Chickenley is suburban village in the Borough of  Kirklees, West Yorkshire, England. It is part of Dewsbury after being originally a farming hamlet, half-way between Ossett and Dewsbury.

The Chickenley name could derive from a family name originating during early settlement, corrupted to "Chick" over the years or a man who had a chicken called 'Ley' and decided to change the name to Chickenley (as the town was previously called 'Cowbob'). An old story is that when a maypole was built in the Gawthorpe area of Ossett in 1840, men from Chickenley came to tear it down. Some of the early settlers to the area were a family of Italian tinkers, the Cascarinos and also of Irish origin the Taylors; these family names still exist in the area. After the Second World War a council estate was built in the area. The estate is the largest in Dewsbury and has a doctors and shops within it. 

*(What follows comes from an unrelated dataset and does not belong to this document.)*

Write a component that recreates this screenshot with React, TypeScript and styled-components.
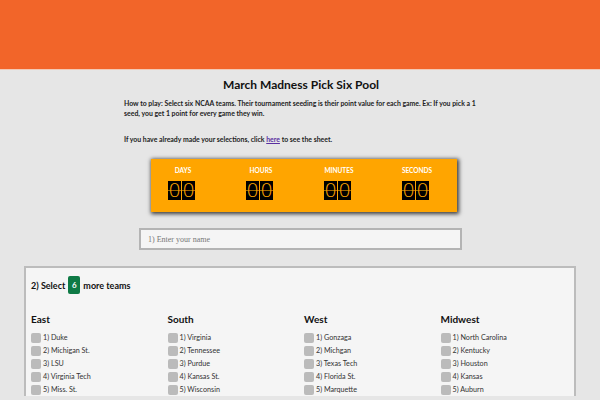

 Chickenley has no Church of England church, although there is St Thomas More Catholic Church, opposite Chickenley Community School on Chickenley Lane.  Until recently the estate was linked with the Gawthorpe area of Ossett as part of a Church of England parish. However, it is now part of the large parish of Dewsbury, which has several churches within its area. Gawthorpe's St Mary's Church C.of E. church was at the border with Ossett, but was demolished in March 2011.

The local elections of 4 May 2006 saw the BNP gain the "Dewsbury East" ward, which includes the estate - but the seat was regained by the Labour Party in the 5 May 2007 election.